East Carolina is 22-5 going into this week’s series against Memphis, the program’s best start since 2009.
“We said from the beginning, we’re as good as any team we’ve ever had here on paper,” Godwin said Monday. “But as you know, paper doesn’t mean anything. Our guys, with a hiccup here and there, are showing up with great intent and energy and executing whatever our plan is for that day. If we continue to do that, I think we’ll be in good shape.”
East Carolina was ranked as high as No. 8 in the polls this week after five straight home wins. The week started with an 11-10 walk-off win over North Carolina — avenging an 8-1 loss in Chapel Hill on March 23 — and ended with four straight against Cincinnati.
The Pirates batted .352 in the five games, with five homers and nine doubles. Against Cincinnati, the bullpen combined for 15 shutout innings with 25 strikeouts, and the defense was strong throughout.
East Carolina has five everyday players batting at least .309, and the team average of .297 ranks in the top 20. Connor Norby is batting .438 with eight homers and 28 RBIs, and Seth Cadell has nine homers and 32 RBIs.
Freshman left-hander Carson Whisenhunt is 4-0 in six starts, Jake Kuchmaner has a better than 10-to-1 strikeout-to-walk ratio, freshman C.J. Mayhue is 2-1 with five saves and the staff is among the national leaders with 11.1 strikeouts per nine innings.
The lineup should get a boost this week with the return of right fielder Lane Hoover, an offensive catalyst who was injured in an outfield collision Feb. 27.
The Pirates were one hit away from winning their super regional at Texas Tech five years ago and reaching the College World Series for the first time. They have the nation’s longest drought of 30 NCAA regional appearances without making the CWS.
“We’re not going to be judged if we make it to Omaha or not,” Godwin said, “because no team here has gotten there. That’s where we all want to go, and we all want to compete for a national championship. If we develop the young men in our program to the best of our ability, us getting to the College World Series will take care of itself.”
IN THE POLLS
Vanderbilt (23-3) got two more dominant starts from Kumar Rocker and Jack Leiter in a three-game sweep of LSU and remained No. 1 in the D1Baseball.com and Collegiate Baseball newspaper rankings.

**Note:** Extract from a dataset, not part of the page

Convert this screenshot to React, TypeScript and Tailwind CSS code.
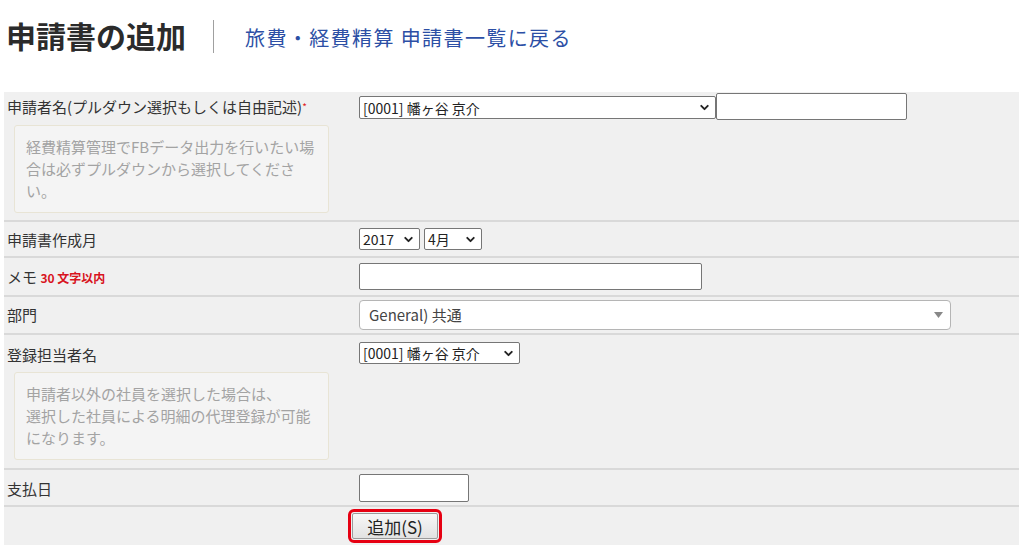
import { ChevronDown } from 'lucide-react';

const jp = { fontFamily: '"Noto Sans CJK JP", "Noto Sans", "Liberation Sans", sans-serif' };

function FakeSelect({ text, className }: { text: string; className?: string }) {
  return (
    <div
      className={`flex h-[22px] items-center justify-between rounded-[2px] border border-[#767676] bg-white pl-[3px] pr-[4px] text-[14px] leading-none text-[#222] ${className ?? ''}`}
    >
      <span className="whitespace-nowrap">{text}</span>
      <ChevronDown size={13} strokeWidth={3.5} className="shrink-0 text-[#222]" />
    </div>
  );
}

function TextBox({ className }: { className?: string }) {
  return <div className={`rounded-[2px] border border-[#767676] bg-white ${className ?? ''}`} />;
}

function Hint({ children, className }: { children: React.ReactNode; className?: string }) {
  return (
    <div
      className={`ml-[7px] w-[315px] whitespace-nowrap rounded-[3px] border border-[#e8e4d5] bg-[#f4f4f4] px-[11px] py-[10px] text-[15px] leading-[22px] text-[#a3a3a3] ${className ?? ''}`}
    >
      {children}
    </div>
  );
}

function Row({
  label,
  children,
  className,
}: {
  label: React.ReactNode;
  children?: React.ReactNode;
  className?: string;
}) {
  return (
    <div className={`flex border-b-2 border-[#d9d9d9] ${className ?? ''}`}>
      <div className="w-[355px] shrink-0 pl-[3px] text-[15px] leading-[20px] text-[#333]">{label}</div>
      <div className="flex-1">{children}</div>
    </div>
  );
}

export default function App() {
  return (
    <div className="h-[547px] w-[1019px] overflow-hidden bg-white" style={jp}>
      <div className="flex h-[92px] items-start pt-[15px]">
        <h1 className="pl-[6px] text-[30px] font-bold leading-[40px] text-[#2b2b2b]">申請書の追加</h1>
        <div className="ml-[27px] mt-[5px] h-[33px] w-px bg-[#a0a0a0]" />
        <a className="ml-[31px] mt-[10px] text-[20px] leading-[26px] tracking-[1.4px] text-[#2c4fa5]">
          旅費・経費精算 申請書一覧に戻る
        </a>
      </div>

      <div className="ml-[4px] bg-[#f0f0f0]">
        {/* 申請者名 */}
        <Row
          className="h-[130px]"
          label={
            <div className="pt-[5px]">
              <div>
                申請者名(プルダウン選択もしくは自由記述)
                <span className="relative -top-[2px] text-[10px] text-[#e02020]">*</span>
              </div>
              <Hint className="mt-[6px]">
                経費精算管理でFBデータ出力を行いたい場
                <br />
                合は必ずプルダウンから選択してくださ
                <br />
                い。
              </Hint>
            </div>
          }
        >
          <div className="flex items-start pt-[1px]">
            <FakeSelect text="[0001] 幡ヶ谷 京介" className="mt-[3px] h-[23px] w-[357px]" />
            <TextBox className="h-[27px] w-[191px]" />
          </div>
        </Row>

        {/* 申請書作成月 */}
        <Row className="h-[36px] items-center" label={<div className="pt-[1px]">申請書作成月</div>}>
          <div className="flex gap-[4px]">
            <FakeSelect text="2017" className="w-[61px]" />
            <FakeSelect text="4月" className="w-[58px]" />
          </div>
        </Row>

        {/* メモ */}
        <Row
          className="h-[39px] items-center"
          label={
            <div className="pt-[2px]">
              メモ <span className="text-[12px] font-bold text-[#d8141e]">30 文字以内</span>
            </div>
          }
        >
          <TextBox className="h-[27px] w-[343px]" />
        </Row>

        {/* 部門 */}
        <Row className="h-[38px] items-center" label={<div>部門</div>}>
          <div className="flex h-[30px] w-[592px] items-center justify-between rounded-[4px] border border-[#b5b5b5] bg-white pl-[9px] pr-[7px] text-[15px] text-[#444]">
            <span>General) 共通</span>
            <svg width="9" height="6" viewBox="0 0 9 6">
              <path d="M0 0h9L4.5 6z" fill="#888" />
            </svg>
          </div>
        </Row>

        {/* 登録担当者名 */}
        <Row
          className="h-[135px]"
          label={
            <div className="pt-[10px]">
              <div>登録担当者名</div>
              <Hint className="mt-[7px]">
                申請者以外の社員を選択した場合は、
                <br />
                選択した社員による明細の代理登録が可能
                <br />
                になります。
              </Hint>
            </div>
          }
        >
          <div className="pt-[7px]">
            <FakeSelect text="[0001] 幡ヶ谷 京介" className="h-[20px] w-[161px]" />
          </div>
        </Row>

        {/* 支払日 */}
        <Row className="h-[37px] items-center" label={<div className="pt-[3px]">支払日</div>}>
          <TextBox className="h-[28px] w-[110px]" />
        </Row>

        {/* 追加 */}
        <div className="flex h-[38px] items-center pl-[348px]">
          <button className="h-[26px] w-[86px] rounded-[2px] border border-[#9a9a9a] bg-gradient-to-b from-[#f7f7f7] to-[#e2e2e2] text-[17px] leading-none text-[#222] outline-[3px] outline-offset-[1px] outline-[#e60012] outline-solid">
            追加(S)
          </button>
        </div>
      </div>
    </div>
  );
}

Arkansas (22-4) is No. 1 by Baseball America and No. 2 by D1Baseball and Collegiate Baseball.
Mississippi (21-6) is No. 3 by D1Baseball and Baseball America, and Texas (20-8) is No. 3 by Collegiate Baseball.
BAIER BLASTS AWAY
Sam Baier of Division II Augustana (South Dakota) hit seven home runs in a doubleheader against Bemidji (Minnesota) State on Friday.

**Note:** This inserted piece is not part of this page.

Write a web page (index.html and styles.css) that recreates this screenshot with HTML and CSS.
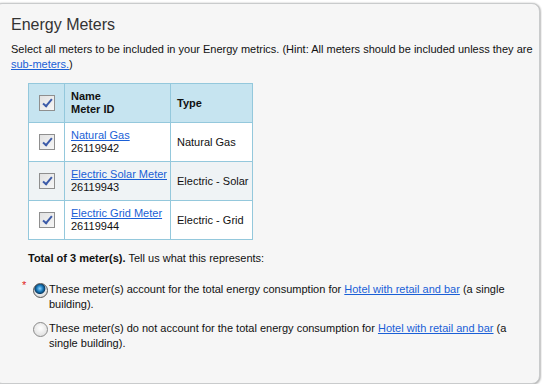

The fifth-year senior from Springfield, Minnesota, in the opener became the 25th player in NCAA history to hit four homers in a game. He went deep three more times in the nightcap, and the Vikings finished the 21-0 and 24-0 wins with 15 homers.

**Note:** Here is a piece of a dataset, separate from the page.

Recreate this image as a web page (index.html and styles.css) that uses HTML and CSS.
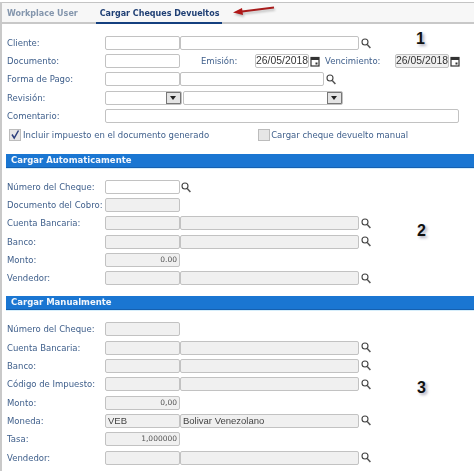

Baier, the Vikings’ shortstop and cleanup hitter, went 11 for 15 with 10 runs, 16 RBIs and two doubles in addition to the seven homers in the three-game series. His season batting average went from .311 to .417, and he now has 18 homers in 206 career games.
K IS THE WAY FOR LONSWAY
Ohio State lefty Seth Lonsway struck out a career-high 17 and allowed two hits in a seven-inning 6-0 win over Indiana on Saturday. Buckeyes pitchers combined for 11 more strikeouts in a 5-2 win in the second game of the doubleheader. The Buckeyes posted a four-game sweep against the Hoosiers, who had entered the weekend leading the Big Ten.
Kansas State rebounded from a 17-1 loss in the opener to take two of three games from a top-five Texas Tech team.
Jordan Wicks, the sophomore lefty who came into the season as a projected first-round draft pick, had his second straight tough outing for the Wildcats. He worked out of trouble the first two innings, then gave up back-to-back homers in the third and left after five innings having allowed five runs.
The Wildcats came back to win 7-2 and 10-4, getting a combined 23 hits and walking 11 times.